SHORT PROBLEM ▸
Please reproduce the lines of the records below from the one holding "Generate a component" through the one holding "const RULES = ['RuleA', 'RuleB', 'RuleC', 'RuleD'];", inclusive, skipping all pictures.

[Rows from a dataset of pages and code]
◇ ◇ ◇

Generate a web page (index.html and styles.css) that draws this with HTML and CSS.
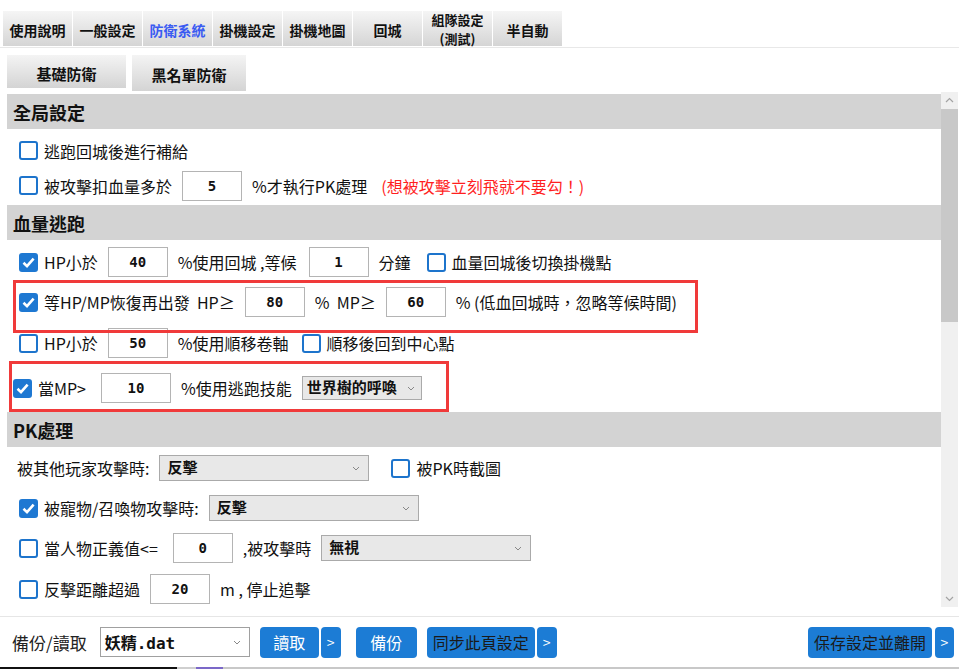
FILE: index.html
```html
<!DOCTYPE html>
<html lang="zh-Hant">
<head>
  <meta charset="UTF-8">
  <title>防衛系統</title>
  <link rel="stylesheet" href="styles.css">
</head>
<body>

  <!-- Top tabs -->
  <div class="tabs">
    <div class="tab">使用說明</div>
    <div class="tab">一般設定</div>
    <div class="tab active">防衛系統</div>
    <div class="tab">掛機設定</div>
    <div class="tab">掛機地圖</div>
    <div class="tab">回城</div>
    <div class="tab two-line">組隊設定<br>(測試)</div>
    <div class="tab">半自動</div>
  </div>

  <div class="subtabs">
    <div class="subtab">基礎防衛</div>
    <div class="subtab tall">黑名單防衛</div>
  </div>

  <!-- Settings panel -->
  <div class="panel">
    <div class="content">

      <div class="section-title">全局設定</div>
      <div class="section s1">
        <div class="row">
          <label class="chk"><span class="cb"></span>逃跑回城後進行補給</label>
        </div>
        <div class="row">
          <label class="chk"><span class="cb"></span>被攻擊扣血量多於</label>
          <input class="num" value="5" readonly>
          <span>%才執行PK處理</span>
          <span class="warn">(想被攻擊立刻飛就不要勾！)</span>
        </div>
      </div>

      <div class="section-title">血量逃跑</div>
      <div class="section s2">
        <div class="row">
          <label class="chk"><span class="cb on"><svg viewBox="0 0 19 19"><path d="M4.5 9.8 L8 13.2 L14.6 5.6"/></svg></span>HP小於</label>
          <input class="num" value="40" readonly>
          <span class="spaced">%使用回城 ,等候</span>
          <input class="num" value="1" readonly>
          <span>分鐘</span>
          <label class="chk push"><span class="cb"></span>血量回城後切換掛機點</label>
        </div>
        <div class="row">
          <label class="chk"><span class="cb on"><svg viewBox="0 0 19 19"><path d="M4.5 9.8 L8 13.2 L14.6 5.6"/></svg></span>等HP/MP恢復再出發&nbsp; HP≥</label>
          <input class="num" value="80" readonly>
          <span>%&nbsp; MP≥</span>
          <input class="num" value="60" readonly>
          <span>% (低血回城時，忽略等候時間)</span>
        </div>
        <div class="row r42">
          <label class="chk"><span class="cb"></span>HP小於</label>
          <input class="num" value="50" readonly>
          <span>%使用順移卷軸</span>
          <label class="chk push-sm"><span class="cb"></span>順移後回到中心點</label>
        </div>
        <div class="row r48 shift">
          <label class="chk wider"><span class="cb on"><svg viewBox="0 0 19 19"><path d="M4.5 9.8 L8 13.2 L14.6 5.6"/></svg></span>當MP&gt;</label>
          <input class="num wide" value="10" readonly>
          <span>%使用逃跑技能</span>
          <div class="sel small"><span class="sel-text">世界樹的呼喚</span><svg class="chev" viewBox="0 0 8 5"><path d="M1 1 L4 4 L7 1"/></svg></div>
        </div>
      </div>

      <div class="section-title">PK處理</div>
      <div class="section s3">
        <div class="row plain">
          <span>被其他玩家攻擊時:</span>
          <div class="sel"><span class="sel-text">反擊</span><svg class="chev" viewBox="0 0 8 5"><path d="M1 1 L4 4 L7 1"/></svg></div>
          <label class="chk push-lg"><span class="cb"></span>被PK時截圖</label>
        </div>
        <div class="row">
          <label class="chk"><span class="cb on"><svg viewBox="0 0 19 19"><path d="M4.5 9.8 L8 13.2 L14.6 5.6"/></svg></span>被寵物/召喚物攻擊時:</label>
          <div class="sel"><span class="sel-text">反擊</span><svg class="chev" viewBox="0 0 8 5"><path d="M1 1 L4 4 L7 1"/></svg></div>
        </div>
        <div class="row">
          <label class="chk wider"><span class="cb"></span>當人物正義值&lt;=</label>
          <input class="num" value="0" readonly>
          <span>,被攻擊時</span>
          <div class="sel"><span class="sel-text">無視</span><svg class="chev" viewBox="0 0 8 5"><path d="M1 1 L4 4 L7 1"/></svg></div>
        </div>
        <div class="row r42">
          <label class="chk"><span class="cb"></span>反擊距離超過</label>
          <input class="num" value="20" readonly>
          <span>m , 停止追擊</span>
        </div>
      </div>

    </div>

    <div class="scrollbar">
      <div class="sb-btn"><svg viewBox="0 0 17 17"><path d="M5 10 L8.5 6.5 L12 10"/></svg></div>
      <div class="sb-thumb"></div>
      <div class="sb-track"></div>
      <div class="sb-btn"><svg viewBox="0 0 17 17"><path d="M5 7 L8.5 10.5 L12 7"/></svg></div>
    </div>

    <!-- red highlight boxes drawn over the rows -->
    <div class="mark mark-one"></div>
    <div class="mark mark-two"></div>
  </div>

  <!-- Bottom bar -->
  <div class="footer">
    <span class="backup-label">備份/讀取</span>
    <div class="sel file"><span class="sel-text">妖精<span class="mono">.dat</span></span><svg class="chev" viewBox="0 0 8 5"><path d="M1 1 L4 4 L7 1"/></svg></div>
    <div class="btn load">讀取</div>
    <div class="btn arrow">&gt;</div>
    <div class="btn backup">備份</div>
    <div class="btn dark sync">同步此頁設定</div>
    <div class="btn arrow">&gt;</div>
    <div class="spacer"></div>
    <div class="btn dark save">保存設定並離開</div>
    <div class="btn arrow last">&gt;</div>
  </div>
  <div class="taskbar"></div>

</body>
</html>
```

FILE: styles.css
```css
body {
  margin: 0;
  width: 959px;
  height: 669px;
  overflow: hidden;
  font-family: "Noto Sans CJK TC", "Noto Sans", sans-serif;
  color: #111;
  background-color: #fff;
}

/* tabs */
.tabs {
  display: flex;
  gap: 1px;
  padding: 11px 0 1px 3px;
  border-bottom: 1px solid #e8e8e8;
}

.tab {
  width: 69px;
  height: 35px;
  box-sizing: border-box;
  padding-top: 3px;
  display: flex;
  align-items: center;
  justify-content: center;
  text-align: center;
  font-size: 14px;
  font-weight: bold;
  line-height: 18px;
  background: linear-gradient(#f5f5f5, #d5d5d5);
}

.tab.active {
  color: #3a5bf2;
}

.tab.two-line {
  padding-top: 1px;
  font-size: 13px;
  line-height: 19px;
}

.subtabs {
  display: flex;
  align-items: flex-start;
  gap: 6px;
  margin-top: 7px;
  padding-left: 7px;
}

.subtab {
  width: 119px;
  height: 33px;
  box-sizing: border-box;
  padding-top: 3px;
  display: flex;
  align-items: center;
  justify-content: center;
  font-size: 15px;
  font-weight: bold;
  background: linear-gradient(#f4f4f4, #d4d4d4);
}

.subtab.tall {
  width: 114px;
  height: 36px;
}

/* panel */
.panel {
  position: relative;
  display: flex;
  height: 515px;
  margin: 1px 1px 0 7px;
}

.content {
  width: 934px;
  overflow: hidden;
  padding-top: 2px;
  box-sizing: border-box;
}

.section-title {
  height: 35px;
  padding-left: 6px;
  display: flex;
  align-items: center;
  font-size: 18px;
  font-weight: bold;
  background-color: #d3d3d3;
}

.s1 {
  padding: 4px 0 2px;
}

.s1 .row {
  height: 35px;
}

.s2 {
  padding-top: 2px;
}

.s3 {
  padding-top: 1px;
}

.row {
  height: 40px;
  display: flex;
  align-items: center;
  gap: 10px;
  padding-left: 12px;
  font-size: 16px;
  white-space: nowrap;
}

.row.r42 {
  height: 42px;
}

.row.r48 {
  height: 48px;
}

.row.shift {
  padding-left: 6px;
}

.row.plain {
  padding-left: 10px;
}

.spaced {
  margin-right: 2px;
}

.chk {
  display: flex;
  align-items: center;
  gap: 6px;
}

.chk.wider {
  margin-right: 5px;
}

.chk.push {
  margin-left: 6px;
}

.chk.push-sm {
  margin-left: 3px;
}

.chk.push-lg {
  margin-left: 12px;
}

.cb {
  width: 19px;
  height: 19px;
  box-sizing: border-box;
  border: 2px solid #1d74cc;
  border-radius: 3px;
  background-color: #fff;
}

.cb.on {
  background-color: #1e78d2;
  border-color: #1e78d2;
}

.cb svg {
  display: block;
  width: 19px;
  height: 19px;
  margin: -2px;
  fill: none;
  stroke: #fff;
  stroke-width: 2.6;
}

.num {
  width: 60px;
  height: 30px;
  box-sizing: border-box;
  padding: 0;
  border: 1px solid #b4b4b4;
  text-align: center;
  font: bold 14px "DejaVu Sans Mono", monospace;
  color: #111;
  outline: none;
}

.num.wide {
  width: 70px;
}

.warn {
  color: #ff1f1f;
  margin-left: 4px;
}

.sel {
  width: 210px;
  height: 26px;
  box-sizing: border-box;
  padding: 0 8px 0 7px;
  display: flex;
  align-items: center;
  justify-content: space-between;
  border: 1px solid #aaa;
  background-color: #e8e8e8;
  font-size: 15px;
  font-weight: bold;
}

.sel.small {
  width: 120px;
  height: 24px;
  padding: 0 6px 0 4px;
}

.sel-text {
  margin-top: -3px;
}

.chev {
  width: 8px;
  height: 5px;
  fill: none;
  stroke: #888;
  stroke-width: 1;
}

/* scrollbar */
.scrollbar {
  width: 17px;
  display: flex;
  flex-direction: column;
  background-color: #f0f0f0;
}

.sb-btn {
  height: 17px;
}

.sb-btn svg {
  display: block;
  width: 17px;
  height: 17px;
  fill: none;
  stroke: #a3a3a3;
  stroke-width: 1.2;
}

.sb-thumb {
  height: 213px;
  background-color: #c8c8c8;
}

.sb-track {
  flex: 1;
}

.mark {
  position: absolute;
  border: 3px solid #f03a3a;
  box-sizing: border-box;
}

.mark-one {
  left: 6px;
  top: 188px;
  width: 685px;
  height: 53px;
}

.mark-two {
  left: 2px;
  top: 269px;
  width: 440px;
  height: 51px;
}

/* footer */
.footer {
  height: 50px;
  margin-top: 9px;
  padding: 0 5px 0 12px;
  display: flex;
  align-items: center;
  border-top: 1px solid #e6e6e6;
}

.backup-label {
  font-size: 17px;
  color: #222;
  margin-right: 13px;
}

.sel.file {
  width: 150px;
  height: 30px;
  padding: 0 8px 0 4px;
  background-color: #fff;
  border-color: #a0a0a0;
  font-size: 16px;
}

.sel.file .sel-text {
  margin-top: 0;
}

.mono {
  font-family: "DejaVu Sans Mono", monospace;
}

.btn {
  height: 31px;
  display: flex;
  align-items: center;
  justify-content: center;
  border-radius: 4px;
  background-color: #1c7cd5;
  color: #fff;
  font-size: 16px;
}

.btn.dark {
  color: #1a1a1a;
}

.btn.load {
  width: 59px;
  margin-left: 10px;
}

.btn.arrow {
  width: 20px;
  margin-left: 2px;
  font-size: 14px;
}

.btn.backup {
  width: 61px;
  margin-left: 15px;
}

.btn.sync {
  width: 108px;
  margin-left: 10px;
}

.btn.save {
  width: 124px;
}

.btn.arrow.last {
  width: 19px;
  margin-left: 3px;
}

.spacer {
  flex: 1;
}

.taskbar {
  height: 2px;
  background: linear-gradient(to right, #111 0 177px, #cfcfcf 177px 196px, #7b68c8 196px 223px, #c8c8c8 223px);
}
```
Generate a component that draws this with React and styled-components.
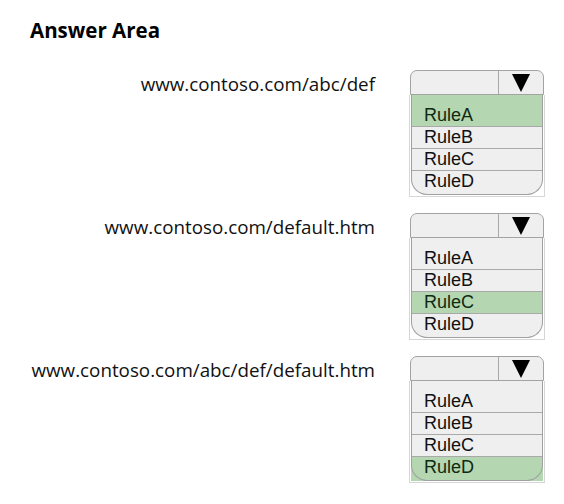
import styled, { createGlobalStyle } from 'styled-components';

const RULES = ['RuleA', 'RuleB', 'RuleC', 'RuleD'];

const questions = [
  { url: 'www.contoso.com/abc/def', answer: 'RuleA' },
  { url: 'www.contoso.com/default.htm', answer: 'RuleC' },
  { url: 'www.contoso.com/abc/def/default.htm', answer: 'RuleD' },
];

function Dropdown({ answer }) {
  return (
    <Select>
      <Header>
        <Field />
        <ArrowBox>
          <Triangle />
        </ArrowBox>
      </Header>
      <List>
        {RULES.map((rule, i) => (
          <Item
            key={rule}
            $selected={rule === answer}
            $first={i === 0}
            $last={i === RULES.length - 1}
          >
            {rule}
          </Item>
        ))}
      </List>
    </Select>
  );
}

export default function App() {
  return (
    <>
      <GlobalStyle />
      <Page>
        <Title>Answer Area</Title>
        <Rows>
          {questions.map((q) => (
            <Row key={q.url}>
              <Label>{q.url}</Label>
              <Dropdown answer={q.answer} />
            </Row>
          ))}
        </Rows>
      </Page>
    </>
  );
}

const GlobalStyle = createGlobalStyle`
  body {
    margin: 0;
    background: #ffffff;
    font-family: "Open Sans", "Noto Sans", sans-serif;
    color: #111111;
  }
`;

const Page = styled.div`
  width: 564px;
  height: 504px;
  padding: 16px 20px 0 30px;
  box-sizing: border-box;
`;

const Title = styled.h1`
  margin: 0 0 26px;
  font-size: 20.5px;
  line-height: 28px;
  font-weight: 700;
  color: #000;
`;

const Rows = styled.div`
  display: flex;
  flex-direction: column;
  gap: 16px;
`;

const Row = styled.div`
  display: grid;
  grid-template-columns: 345px 134px;
  column-gap: 35px;
  align-items: start;
`;

const Label = styled.div`
  justify-self: end;
  font-size: 18.8px;
  line-height: 24px;
  padding-top: 2px;
  white-space: nowrap;
  color: #111;
`;

const Select = styled.div`
  width: 134px;
  display: flex;
  flex-direction: column;
`;

const Header = styled.div`
  height: 23px;
  display: flex;
  border: 1.5px solid #a3a3a3;
  border-radius: 7px 7px 0 0;
  background: #efefef;
`;

const Field = styled.div`
  flex: 1;
`;

const ArrowBox = styled.div`
  width: 44px;
  border-left: 1.5px solid #a8a8a8;
  display: flex;
  align-items: center;
  justify-content: center;
`;

const Triangle = styled.div`
  width: 0;
  height: 0;
  border-left: 9.5px solid transparent;
  border-right: 9.5px solid transparent;
  border-top: 18px solid #000;
`;

const List = styled.div`
  position: relative;
  margin: 0 -1px;
  border: 1px solid #d6d6d6;
  border-top: none;
  padding-bottom: 1px;
  background: #fff;

  &::after {
    content: '';
    position: absolute;
    inset: 0 1px 1px 1px;
    border: 1.5px solid #a0a0a0;
    border-top: none;
    border-radius: 0 0 16px 16px;
    pointer-events: none;
  }
`;

const Item = styled.div`
  height: ${(p) => (p.$first ? 31 : p.$last ? 25 : 22)}px;
  display: flex;
  align-items: flex-end;
  box-sizing: border-box;
  padding: 0 0 ${(p) => (p.$last ? 3 : 0)}px 13px;
  font-family: "Liberation Sans", Arial, sans-serif;
  font-size: 18px;
  line-height: 21px;
  color: ${(p) => (p.$selected ? '#0f2a12' : '#111')};
  background: ${(p) => (p.$selected ? '#b4d6b1' : '#efefef')};
  border-top: ${(p) => (p.$first ? 'none' : '1px solid #a9a9a9')};
  border-radius: ${(p) => (p.$last && !p.$selected ? '0 0 16px 16px' : '0')};
  margin: 0 1px;
`;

◇ ◇ ◇

ANSWER TO THIS PROBLEM ▸
Generate a component that draws this with React and styled-components.
import styled, { createGlobalStyle } from 'styled-components';

const RULES = ['RuleA', 'RuleB', 'RuleC', 'RuleD'];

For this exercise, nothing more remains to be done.